Despite marriage, children, a successful career as a poet and a promising one as a novelist, Sylvia’s own bell jar did descend again. On February 11, 1963, she killed herself by putting her head in the oven with the gas on. (Photo from A.J. Marik via Find a Grave)

Virginia Woolf

Poor Virginia Woolf seemed doomed from the start. She suffered a nervous breakdown when her mother died when Virginia was just 13. Her father died just nine years later, causing another breakdown which resulted in a brief period of institutionalization. She and her sister were subjected to sexual abuse by their half brothers, which certainly did not help her state of mind.

On March 28, 1941, Virginia decided she had had enough, loaded up her pockets with heavy rocks and walked into the River Ouse near her home. Judging by her symptoms and behavior, modern-day doctors think she probably suffered from bipolar disorder.

Sara Teasdale

Sara Teasdale was a talented poet, which, according to James Kaufman, put her at a serious disadvantage when it came to battling depression. In 1918, she won the Columbia University Poetry Society Prize, which was the precursor to the Pulitzer Prize for Poetry.
Toward the end of the 1920s, though, things headed downhill for Sara. The Great Depression hit the same year she decided to divorce her husband.
Plagued by financial problems, her close friend and former suitor Vachel Lindsay killed himself by drinking Lysol in 1931. Vachel was a poet, so you could say his suicide contributes to Kaufman’s theory that creative writers are more susceptible to mental illness.
In 1933, Sara reunited with Vachel when she took an overdose of sleeping pills in her apartment in New York City, drew herself a warm bath and never got out of it. (Photo from quebecoise via Find a Grave)

Anne Sexton

Anne was never shy about admitting to her mental health problems and openly talked about her lifelong battle with bipolar disorder. She was somewhat of an instant success in her poetic career – after attending a workshop taught by poet John Holmes, she immediately had poems published in The New Yorker, Harper’s and the Saturday Review. By attending workshops and adopting a writing mentor, Anne became friends with poets such as Maxine Kumin, W.D. Snodgrass and none other than Sylvia Plath. She was such close friends with Sylvia, in fact, that she wrote a poem entitled Sylvia’s Death about, well, Sylvia’s death. She outlived Sylvia by 11 years, though – on October 4, 1974, Anne had lunch with Maxine, returned home and killed herself by sitting in her garage with the door down and the gas running.

Sarah Kane

Kaufman’s theory holds up even with contemporary writers. Sarah Kane was a playwright and screenwriter who suffered from severe depression. She was voluntarily admitted twice to the Maudsley psychiatric hospital in London. She channeled her depression into plays which were performed by the Royal Court. Critics weren’t too impressed when the plays debuted which may have lead to her suicide in 1999. After an overdose of prescription medication landed her in King’s College Hospital but failed to kill her, she ended up hanging herself in a hospital bathroom. (Photo from IainFisher.com)

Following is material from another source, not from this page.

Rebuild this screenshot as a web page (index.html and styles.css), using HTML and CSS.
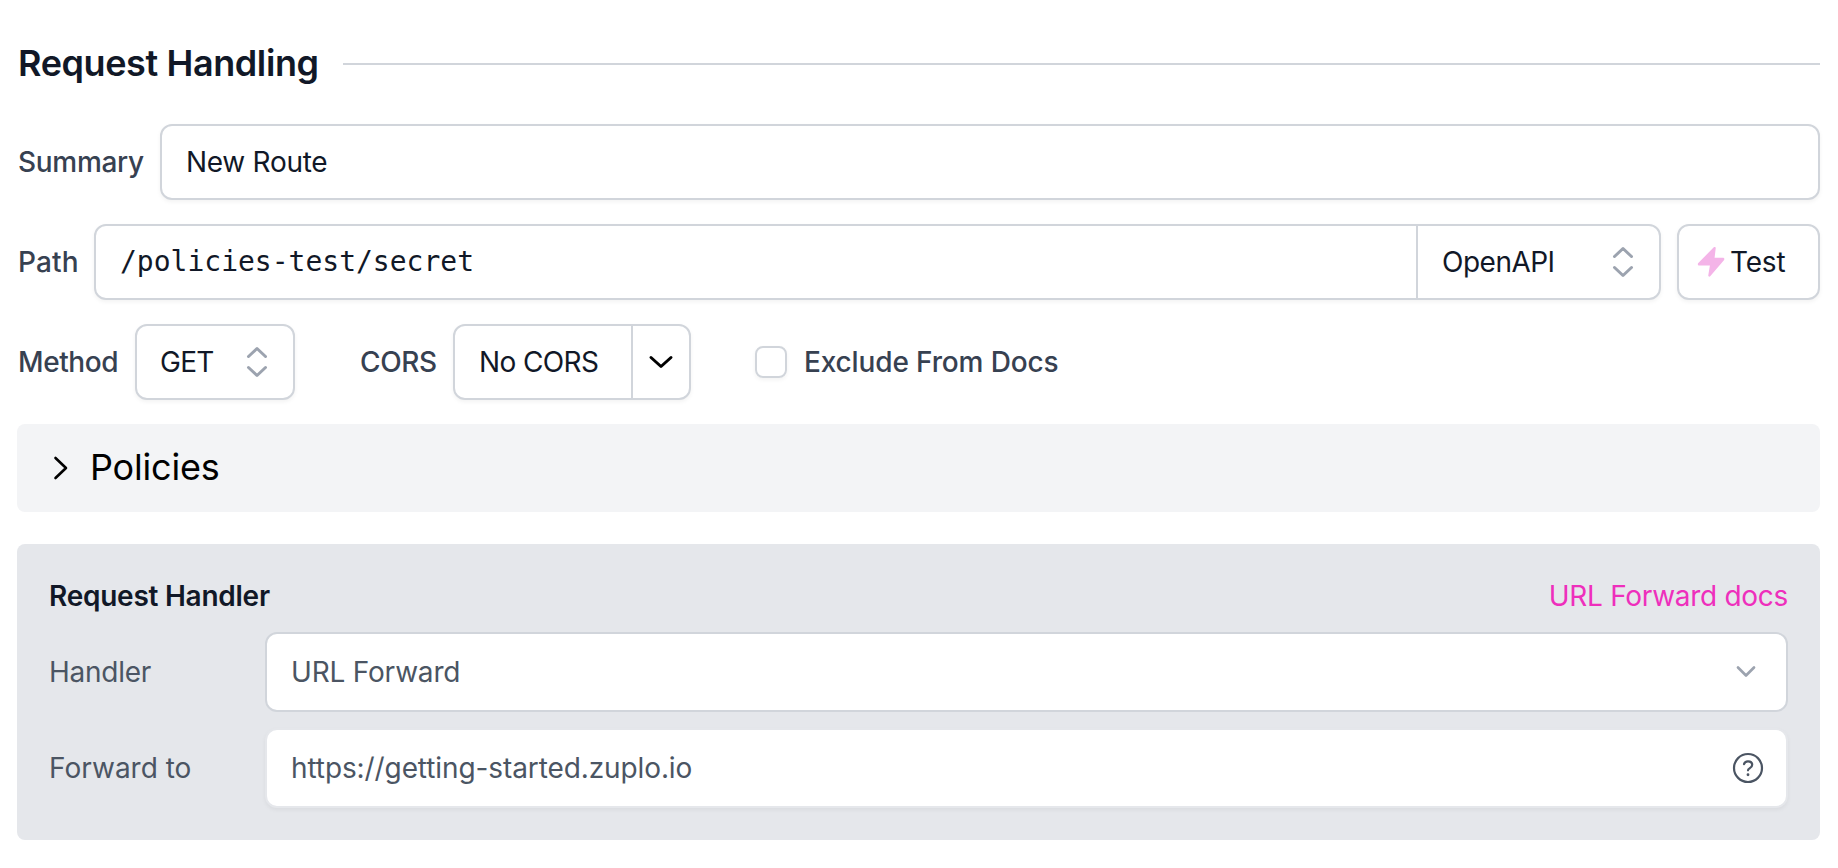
FILE: index.html
```html
<!DOCTYPE html>
<html lang="en">
<head>
<meta charset="utf-8">
<title>Request Handling</title>
<link rel="stylesheet" href="styles.css">
</head>
<body>
<main class="page">
  <header class="heading"><h1 class="title">Request Handling</h1><span class="rule"></span></header>
  <div class="row">
    <label class="label label-summary">Summary</label>
    <div class="field grow"><span class="t-route">New Route</span></div>
  </div>
  <div class="row">
    <label class="label label-path">Path</label>
    <div class="group grow">
      <div class="segment grow mono">/policies-test/secret</div>
      <div class="segment openapi"><span class="t-openapi">OpenAPI</span>
        <svg class="updown" viewBox="0 0 24 32"><path d="M3.500 10.500 12 2.500l8.500 8M3.500 21.500l8.500 8 8.500-8"/></svg></div>
    </div>
    <button class="field test"><svg class="bolt" viewBox="0 0 28 32"><path d="M16.800 1.300c.9-.9 2.200-.2 1.900 1L17.600 11.700h8.300c1.400 0 2 1.500 1 2.500L13.200 30.300c-.9.900-2.200.1-1.900-1.100l1.600-9.700H2.200c-1.300 0-1.900-1.500-.9-2.500z"/></svg>Test</button>
  </div>
  <div class="row">
    <label class="label label-method">Method</label>
    <div class="field method"><span class="t-get">GET</span>
      <svg class="updown" viewBox="0 0 24 32"><path d="M3.500 10.500 12 2.500l8.500 8M3.500 21.500l8.500 8 8.500-8"/></svg></div>
    <label class="label label-cors">CORS</label>
    <div class="group">
      <div class="segment nocors">No CORS</div>
      <div class="segment drop"><svg class="chev" viewBox="0 0 28 16"><path d="m4 3.500 10 9 10-9"/></svg></div>
    </div>
    <span class="checkbox"></span>
    <label class="label label-exclude">Exclude From Docs</label>
  </div>
  <section class="policies">
    <svg class="caret" viewBox="0 0 16 28"><path d="m2.500 4 10.500 10-10.500 10"/></svg>
    <span class="t-policies">Policies</span>
  </section>
  <section class="handler">
    <div class="handler-head"><h2 class="subtitle">Request Handler</h2><a class="link">URL Forward docs</a></div>
    <div class="handler-row">
      <label class="hlabel t-handler">Handler</label>
      <div class="field hfield"><span class="t-forward">URL Forward</span><svg class="chev-sm" viewBox="0 0 24 16"><path d="m4 3.500 8 8 8-8"/></svg></div>
    </div>
    <div class="handler-row">
      <label class="hlabel">Forward to</label>
      <div class="field hfield plain"><span class="t-https">https://getting-started.zuplo.io</span>
        <svg class="help" viewBox="0 0 32 32"><circle cx="16" cy="16" r="14"/><path d="M12 12.200c.6-2.100 2.300-3 4.200-2.900 2.300.1 4 1.600 4 3.500 0 1.700-1 2.600-2.300 3.300-1 .5-1.900.9-1.900 2.200"/><path class="dot" d="M16 22.700v.1"/></svg></div>
    </div>
  </section>
</main>
</body>
</html>
```

FILE: styles.css
```css
* { box-sizing: border-box; }
body { margin: 0; background: #fff; color: #111827; font: 400 28px/40px Inter, sans-serif; white-space: nowrap; }
.page { padding: 36px 18px 0 17px; }
h1, h2 { margin: 0; font: inherit; }
.heading { display: flex; align-items: center; height: 56px; margin-bottom: 32px; }
.title { width: 326px; flex: none; padding: 0 0 2px 1px; font-size: 36px; font-weight: 600; letter-spacing: -.4px; }
.rule { flex: 1; height: 2px; background: #d1d5db; }
.row { display: flex; align-items: center; height: 76px; margin-bottom: 24px; }
.grow { flex: 1; }
.label { flex: none; padding-left: 1px; color: #374151; font-weight: 500; }
.label-summary { width: 143px; letter-spacing: -.3px; }
.label-path { width: 77px; letter-spacing: .15px; }
.label-method { width: 118px; letter-spacing: -.4px; }
.label-cors { width: 94px; margin-left: 64px; letter-spacing: -.4px; }
.label-exclude { padding-left: 0; letter-spacing: -.14px; }
.field, .group { display: flex; align-items: center; height: 76px; border: 2px solid #d1d5db; border-radius: 12px; background: #fff; box-shadow: 0 2px 4px rgba(0,0,0,.05); }
.field { padding: 0 24px; }
.segment { display: flex; align-items: center; height: 100%; padding-left: 24px; }
.segment + .segment { border-left: 2px solid #d1d5db; }
.mono { font-family: "DejaVu Sans Mono", monospace; }
.t-route { letter-spacing: -.28px; }
.t-openapi { letter-spacing: -.5px; }
.openapi { width: 243px; justify-content: space-between; padding-right: 24px; }
.updown { width: 24px; height: 32px; fill: none; stroke: #9ca3af; stroke-width: 3; stroke-linecap: round; stroke-linejoin: round; }
.test { width: 143px; margin-left: 16px; padding: 0 0 0 18px; color: #111827; font: inherit; letter-spacing: -.2px; }
.bolt { width: 28px; height: 32px; margin-right: 5px; fill: #f4b4e8; }
.method { width: 160px; justify-content: space-between; }
.t-get { margin-left: -1px; letter-spacing: -.7px; }
.nocors { width: 176px; letter-spacing: -.6px; }
.drop { width: 58px; justify-content: center; padding: 0; }
.chev { width: 28px; height: 16px; fill: none; stroke: #000; stroke-width: 3; stroke-linecap: round; stroke-linejoin: round; }
.checkbox { width: 32px; height: 32px; margin: 0 17px 0 64px; border: 2px solid #d1d5db; border-radius: 8px; box-shadow: 0 2px 4px rgba(0,0,0,.05); }
.policies { display: flex; align-items: center; height: 88px; margin-bottom: 32px; padding-left: 36px; border-radius: 8px; background: #f3f4f6; color: #000; font-size: 36px; }
.t-policies { padding-bottom: 2px; letter-spacing: -.2px; }
.caret { width: 16px; height: 28px; margin-right: 21px; fill: none; stroke: #000; stroke-width: 2.6; stroke-linecap: round; stroke-linejoin: round; }
.handler { height: 296px; padding: 32px; border-radius: 8px; background: #e5e7eb; }
.handler-head { display: flex; justify-content: space-between; height: 40px; margin-bottom: 16px; }
.subtitle { font-weight: 600; letter-spacing: -.25px; }
.link { color: #ee2fbc; letter-spacing: -.3px; }
.handler-row { display: flex; align-items: center; height: 80px; margin-bottom: 16px; color: #4b5563; }
.hlabel { width: 216px; flex: none; }
.t-handler { letter-spacing: -.25px; }
.hfield { flex: 1; height: 80px; justify-content: space-between; box-shadow: none; }
.t-forward { letter-spacing: -.2px; }
.t-https { letter-spacing: -.1px; }
.plain { border-color: #e5e7eb; box-shadow: 0 2px 4px rgba(0,0,0,.05); }
.chev-sm { width: 24px; height: 16px; margin-right: 4px; fill: none; stroke: #9ca3af; stroke-width: 2.7; stroke-linecap: round; stroke-linejoin: round; }
.help { width: 32px; height: 32px; margin-right: -2px; fill: none; stroke: #4b5563; stroke-width: 2.2; stroke-linecap: round; }
.help .dot { stroke-width: 2.8; }
```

So, that was morbid. But it does provide some supporting evidence for Kaufman’s Sylvia Plath effect. What do you think? Does the Sylvia Plath effect make sense? The other side of the coin is that there are a number of suicides with any occupation and these are just more public given the public nature of the work.

I’m not really sure which side I believe, but I am a little bit relieved to know I have no talent for poetry whatsoever.